Why DSP matters in newer vehicles

Modern vehicles often have factory radios, factory amplifiers, active noise control, warning chimes, Bluetooth calling, backup sensors, and built-in EQ from the manufacturer. That means the signal going into an aftermarket amplifier is not always clean or simple.

A DSP can help integrate with that factory signal and rebuild the system into something the installer can tune. This is especially important in vehicles where replacing the radio is not practical or where the factory screen controls important vehicle functions.

DSP is not just for competition systems

DSP tuning is useful for daily drivers too. A properly tuned system can be easier to listen to, less harsh, more detailed, and more enjoyable at normal volume. It can also help the bass blend with the front speakers instead of sounding disconnected from the rest of the music.

For many customers, the difference is not only louder sound. It is cleaner vocals, better staging, smoother highs, tighter bass, and less listening fatigue.

Why a tuned system can beat a more expensive untuned system

Buying better equipment helps, but equipment alone does not automatically create good sound. A system with quality tuning can often sound better than a more expensive system that was installed without proper adjustment.

DSP tuning allows the installer to correct the system after hearing how it behaves inside the vehicle. This is why tuning is part of the value, not an optional extra.

DSP and amplifiers

Some amplifiers include built-in DSP. Other systems use a separate DSP processor feeding one or more amplifiers. The right choice depends on the vehicle, number of speakers, system goals, space, budget, and future upgrade plans.

A built-in DSP amp can save space and simplify wiring. A separate DSP can offer more flexibility for larger systems. SMS Prepaids can help match the right approach to the vehicle instead of forcing one setup into every install.

DSP and factory integration

Factory integration is one of the biggest reasons DSP matters today. Many vehicles use factory processing before the signal ever reaches the speakers. That processing may include bass roll-off, all-pass filters, channel delay, factory EQ, and volume-dependent changes.

A good DSP strategy helps manage those factory behaviors and gives the aftermarket system a better signal to work with.

DSP and speaker protection

DSP is also useful because it can help protect speakers. Correct crossover settings keep small speakers from playing bass they cannot handle. Proper level settings reduce distortion. Good tuning helps the system play cleaner without forcing speakers outside their comfort zone.

What DSP cannot fix

A DSP is powerful, but it is not magic. It cannot fix poor speaker placement completely, bad wiring, weak power supply, rattles, damaged speakers, or the wrong equipment for the job. It works best when the installation is solid and the equipment is matched correctly.

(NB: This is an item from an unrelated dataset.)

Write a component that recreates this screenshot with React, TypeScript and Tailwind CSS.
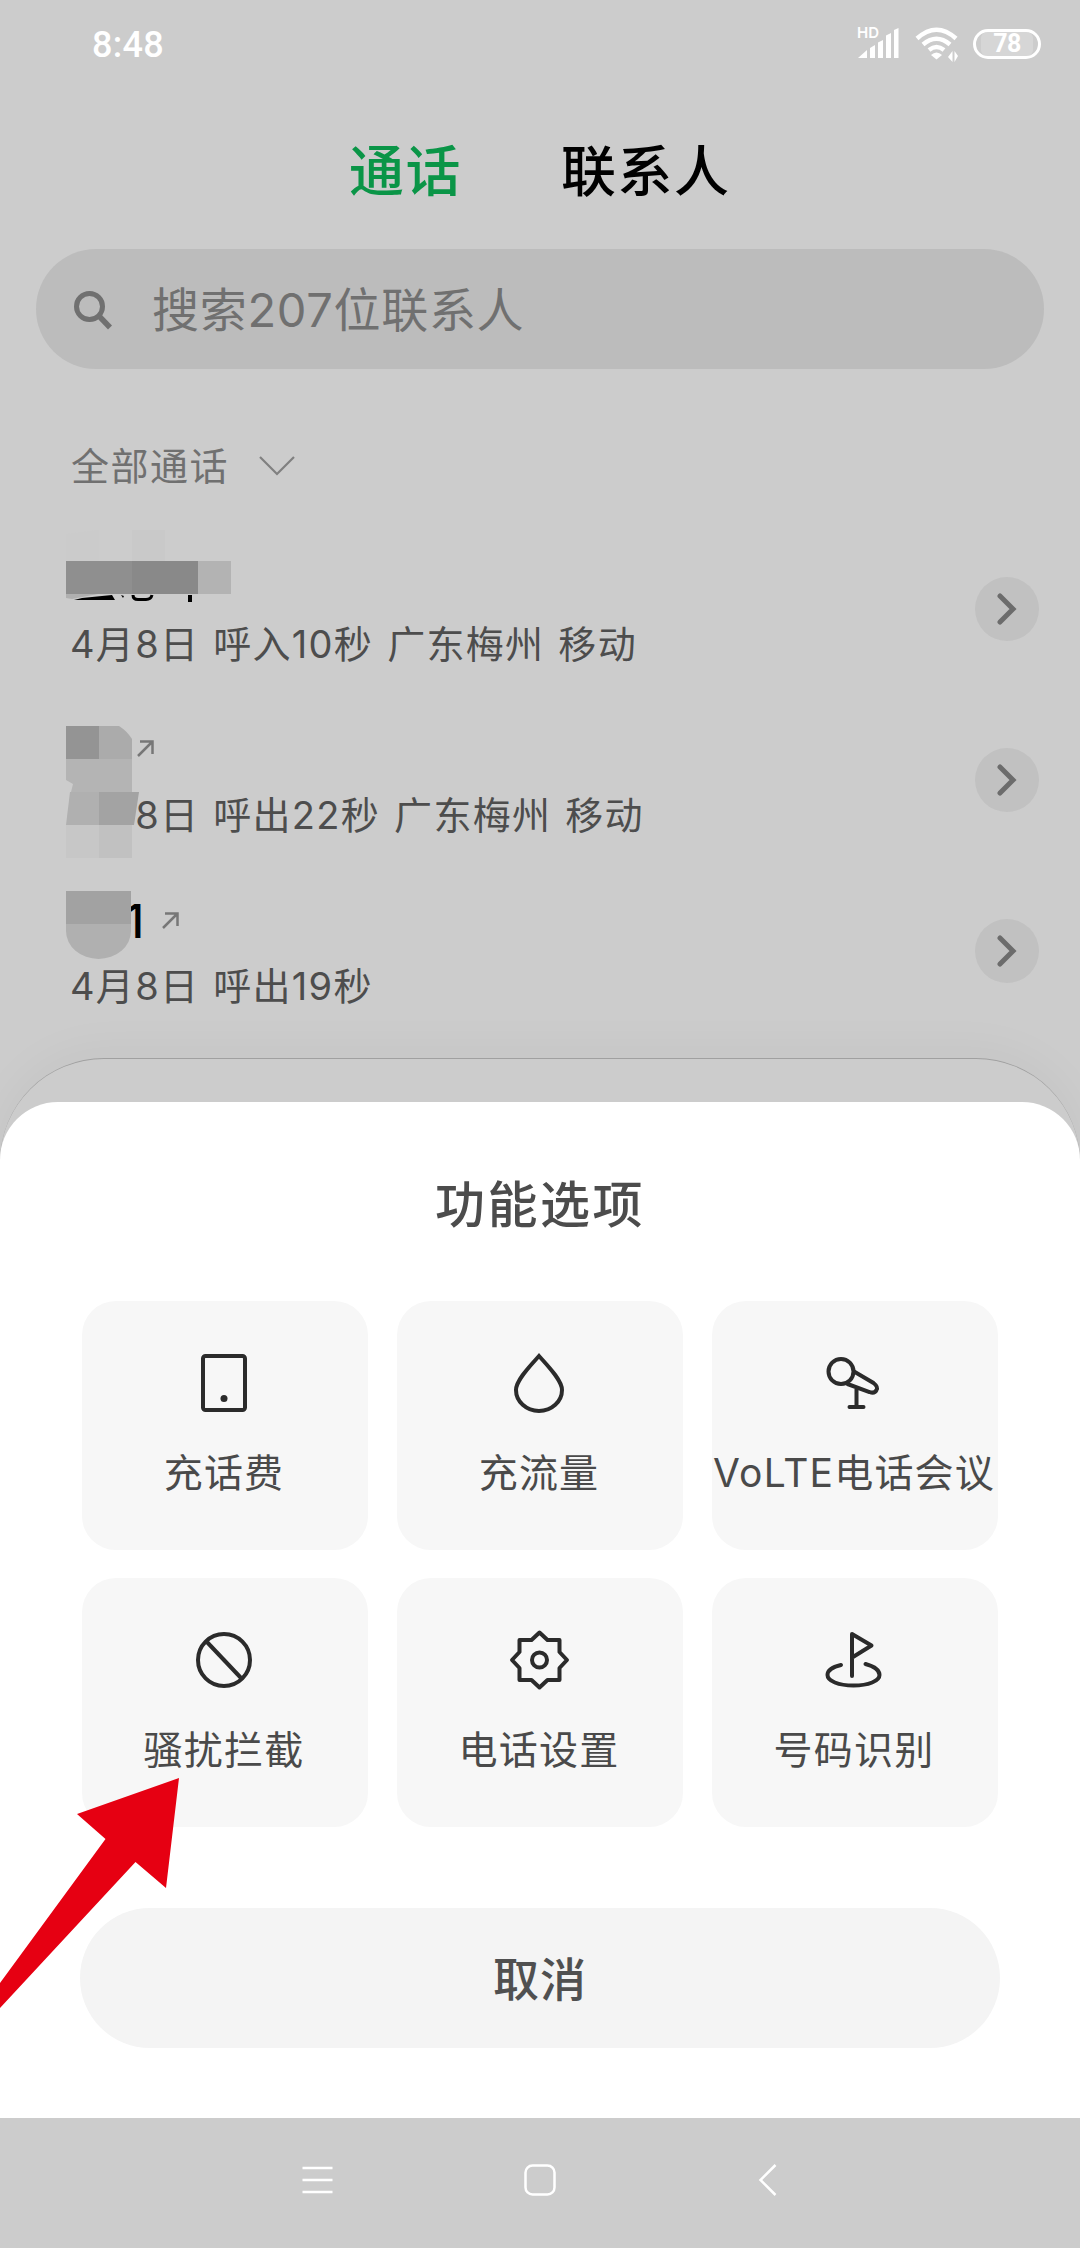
import type { ReactNode } from "react";

const FONT = "font-[Inter,'Noto_Sans_CJK_SC',sans-serif]";

function StatusBar() {
  return (
    <header className="flex h-[90px] shrink-0 items-start justify-between pl-[92px] pr-[39px] text-white">
      <span className="mt-[23px] font-[Roboto,sans-serif] text-[36px] leading-[44px] font-medium tracking-[0.300px]">8:48</span>
      <div className="mt-[20px] flex items-start">
        <svg width="44" height="40" viewBox="0 -6 44 40" fill="#fff">
          <text x="0" y="12" fontSize="15" fontWeight="600" fontFamily="Inter, sans-serif">HD</text>
          <path d="M1 32L10 24V32ZM13 22L18 19V32H13ZM21 16.5L26 14V32H21ZM29 9.5L34 7V32H29ZM37 4L41.500 2V32H37Z" />
        </svg>
        <svg className="mt-[6px] ml-[14px]" width="44" height="37" viewBox="0 0 44 37" fill="none" stroke="#fff">
          <path d="M2 12.500Q21.500 -5 41 12.500M8 18.500Q21.500 7 35 18.500" strokeWidth="4.500" />
          <path d="M14 24Q21.500 18 29 24" strokeWidth="4.500" />
          <path d="M16 29Q21.500 24 27 29L21.500 33.500Z" fill="#fff" stroke="none" />
          <path d="M37.500 25V36L33 31ZM39.500 36V25L43 30Z" fill="#fff" stroke="none" />
        </svg>
        <div className="ml-[14px] mt-[9px] flex h-[30px] w-[68px] items-center justify-center rounded-full border-3 border-white">
          <span className="rounded-md bg-white/20 px-3 font-[Roboto,sans-serif] text-[25px] leading-[24px] font-bold tracking-[-0.500px]">78</span>
        </div>
      </div>
    </header>
  );
}

function OutgoingIcon({ className }: { className?: string }) {
  return (
    <svg className={className} width="18" height="18" viewBox="0 0 18 18" fill="none" stroke="#777" strokeWidth="2.500">
      <path d="M1 17L15.500 2.500M3 2.500H15.500V15" />
    </svg>
  );
}

type CallRow = { detail: string; name: ReactNode };

/* Pixelated patches that hide the caller's name */
const calls: CallRow[] = [
  {
    detail: "4月8日 呼入10秒 广东梅州 移动",
    name: (
      <svg className="absolute left-[66px] top-[7px]" width="170" height="80" viewBox="0 0 170 80">
        <path fill="#cbcbcb" d="M0 4L33 0V31H0Z" />
        <path fill="#c9c9c9" d="M66 0H99V31H66Z" />
        <path fill="#8f8f8f" d="M0 31H66V64H0Z" />
        <path fill="#898989" d="M66 31H132V64H66Z" />
        <path fill="#b3b3b3" d="M132 31H165V64H132Z" />
        <path fill="#b0b0b0" d="M0 64H32L6 69L0 68Z" />
        <path d="M8 70L16 68L46 65L49 70ZM55 65L58 66L57 68ZM122 65H126V72H122Z" />
        <path d="M67 65Q67 69.500 72 69.500H80Q85 69.500 86 65" fill="none" stroke="#000" strokeWidth="3" />
      </svg>
    ),
  },
  {
    detail: "4月8日 呼出22秒 广东梅州 移动",
    name: (
      <>
        <svg className="absolute left-[66px] top-[32px]" width="76" height="134" viewBox="0 0 76 134">
          <path fill="#949494" d="M0 0H33V34H0Z" />
          <path fill="#ababab" d="M33 0H53Q61 5 66 13V34H33Z" />
          <path fill="#b4b4b4" d="M0 33H66V66H5L7 58L0 54Z" />
          <path fill="#b0b0b0" d="M4 66H33V99H0Z" />
          <path fill="#a3a3a3" d="M33 66H73L68 99H33Z" />
          <path fill="#c7c7c7" d="M0 99H33V132H0Z" />
          <path fill="#c1c1c1" d="M33 99H66V132H33Z" />
        </svg>
        <OutgoingIcon className="absolute left-[137px] top-[45px]" />
      </>
    ),
  },
  {
    detail: "4月8日 呼出19秒",
    name: (
      <>
        <span className="absolute left-[125px] top-[28px] text-[46px] leading-[56px] font-medium text-black">1</span>
        <svg className="absolute left-[66px] top-[26px]" width="65" height="70" viewBox="0 0 65 70">
          <path fill="#a2a2a2" d="M0 0H65V34H0Z" />
          <path fill="#b0b0b0" d="M0 33H65V40A32.500 28 0 0 1 0 40Z" />
        </svg>
        <OutgoingIcon className="absolute left-[162px] top-[46px]" />
      </>
    ),
  },
];

function CallList() {
  return (
    <ul className="mt-[32px]">
      {calls.map((call) => (
        <li key={call.detail} className="relative flex h-[171px] items-center justify-between pr-[41px]">
          <p className="mt-[71px] pl-[70px] text-[38px] leading-[48px] tracking-[1.300px] whitespace-pre text-[#4d4d4d] [word-spacing:2px]">
            {call.detail}
          </p>
          {call.name}
          <button className="flex size-16 items-center justify-center rounded-full bg-[#c1c1c1]">
            <svg width="20" height="32" viewBox="0 0 20 32" fill="none" stroke="#6c6c6c" strokeWidth="5">
              <path d="M3 3L16 16L3 29" strokeLinecap="round" />
            </svg>
          </button>
        </li>
      ))}
    </ul>
  );
}

const actions: { label: string; icon: ReactNode }[] = [
  {
    label: "充话费",
    icon: (
      <>
        <rect x="10" y="4" width="42" height="54" rx="2.500" />
        <circle cx="31" cy="46.500" r="3.500" fill="#2b2b2b" stroke="none" />
      </>
    ),
  },
  {
    label: "充流量",
    icon: <path d="M31 4C23 13 8 28 8 38A23 21 0 0 0 54 38C54 28 39 13 31 4Z" />,
  },
  {
    label: "VoLTE电话会议",
    icon: (
      <>
        <circle cx="18" cy="19.500" r="12.500" />
        <path d="M31 19.500L50.500 31Q55.500 35 53.500 38Q51.500 42 46.500 40L24.500 32M33.500 36V55M26.500 55H40.500" strokeLinecap="round" />
      </>
    ),
  },
  {
    label: "骚扰拦截",
    icon: (
      <>
        <circle cx="31" cy="31" r="26" />
        <path d="M13 12L49 50" />
      </>
    ),
  },
  {
    label: "电话设置",
    icon: (
      <>
        <path
          strokeLinejoin="round"
          d="M31.500 3.500L39.500 11H51.500V23L59 31L51.500 39V51H39.500L31.500 58.500L23.500 51H11.500V39L4 31L11.500 23V11H23.500Z"
        />
        <circle cx="31.500" cy="31" r="7.500" />
      </>
    ),
  },
  {
    label: "号码识别",
    icon: (
      <path
        strokeLinecap="round"
        strokeLinejoin="round"
        d="M29 47V5L48.500 16.500L30 28M18 36C9.500 38 4.500 41.500 4.500 46C4.500 52 15.500 56.500 30.500 56.500C45.500 56.500 56.500 52 56.500 46C56.500 41.500 51.500 37.500 42.500 35"
      />
    ),
  },
];

function ActionSheet() {
  return (
    <section className="absolute inset-x-0 top-[1102px] flex h-[1016px] flex-col items-center rounded-t-[58px] bg-white">
      <h2 className="mt-[71px] text-[50px] leading-[64px] font-medium tracking-[2.500px] text-[#4c4c4c]">功能选项</h2>
      <div className="mt-[64px] grid w-[916px] grid-cols-3 gap-x-[29px] gap-y-[28px]">
        {actions.map(({ label, icon }) => (
          <button key={label} className="flex h-[249px] flex-col items-center rounded-[34px] bg-[#f7f7f7] pt-[51px]">
            <svg width="64" height="64" viewBox="0 0 64 64" fill="none" stroke="#2b2b2b" strokeWidth="4">
              {icon}
            </svg>
            <span className="mt-[33px] mr-[2px] text-[39px] leading-[48px] tracking-[1.200px] whitespace-nowrap text-[#4a4a4a]">
              {label}
            </span>
          </button>
        ))}
      </div>
      <button className="mt-[81px] h-[140px] w-[920px] rounded-full bg-[#f4f4f4] pt-[2px] text-[46px] font-medium tracking-[1px] text-[#505050]">
        取消
      </button>
    </section>
  );
}

function NavBar() {
  return (
    <nav className="absolute inset-x-0 bottom-0 flex h-[130px] items-center bg-[#ccc] pl-[300px] pb-[6px]">
      <svg width="36" height="36" viewBox="0 0 36 36" stroke="#fff" strokeWidth="2.500">
        <path d="M2.500 6H32.500M2.500 18H32.500M2.500 30H32.500" />
      </svg>
      <svg className="ml-[186px]" width="36" height="36" viewBox="0 0 36 36" fill="none" stroke="#fff" strokeWidth="2.500">
        <rect x="3.500" y="3.500" width="29" height="29" rx="7" />
      </svg>
      <svg className="ml-[199px]" width="20" height="36" viewBox="0 0 20 36" fill="none" stroke="#fff" strokeWidth="2.500">
        <path d="M18.500 3L3.500 18L18.500 33" />
      </svg>
    </nav>
  );
}

export default function App() {
  return (
    <div className={`relative flex h-[2248px] w-[1080px] flex-col overflow-hidden bg-[#ccc] ${FONT}`}>
      <StatusBar />

      <div className="mt-[45px] flex h-[72px] shrink-0 items-center pl-[349px] text-[55px] font-medium tracking-[1.500px]">
        <span className="text-[#0a9547]">通话</span>
        <span className="ml-[99px] text-black">联系人</span>
      </div>

      <div className="mx-9 mt-[42px] flex h-[120px] shrink-0 items-center rounded-full bg-[#bcbcbc] pl-[37px] text-[#707070]">
        <svg className="mt-[2px]" width="40" height="40" viewBox="0 0 40 40" fill="none" stroke="currentColor" strokeWidth="5">
          <circle cx="16.500" cy="16.500" r="13" />
          <path d="M25.500 25.500L37 37.500" strokeWidth="5.500" />
        </svg>
        <span className="ml-[39px] pt-[3px] text-[47px] tracking-[0.700px]">搜索207位联系人</span>
      </div>

      <div className="mt-[72px] flex h-[50px] shrink-0 items-center pl-[71px] text-[38px] tracking-[1.500px] text-[#707070]">
        全部通话
        <svg className="ml-[29px]" width="38" height="22" viewBox="0 0 38 22" fill="none" stroke="#808080" strokeWidth="2.200">
          <path d="M2 2L19 19L36 2" />
        </svg>
      </div>

      <CallList />

      {/* Top edge of the dial pad, behind the sheet */}
      <div className="absolute inset-x-0 top-[1058px] h-[300px] rounded-t-[104px] border-t border-[#a0a0a0] bg-[#ccc] shadow-[0_-6px_50px_rgba(0,0,0,0.04)]" />

      <ActionSheet />
      <NavBar />

      {/* Pointer at the blocking entry */}
      <svg className="absolute left-0 top-[1770px]" width="190" height="245" viewBox="0 0 190 245" fill="#e60012">
        <path d="M179 8L77 44L105.500 69L0 213V238L135.500 92L166 118Z" />
      </svg>
    </div>
  );
}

Why professional tuning matters

DSP software gives access to powerful adjustments, but those adjustments need to be used correctly. Poor tuning can make a system sound worse. Professional tuning considers the speaker layout, vehicle interior, customer preference, system limits, and long-term reliability.

Bottom line

DSP tuning is what turns a collection of car audio equipment into a system. It helps modern vehicles sound cleaner, more balanced, and more controlled. For customers who want better sound instead of just more volume, DSP is one of the most important technologies to understand.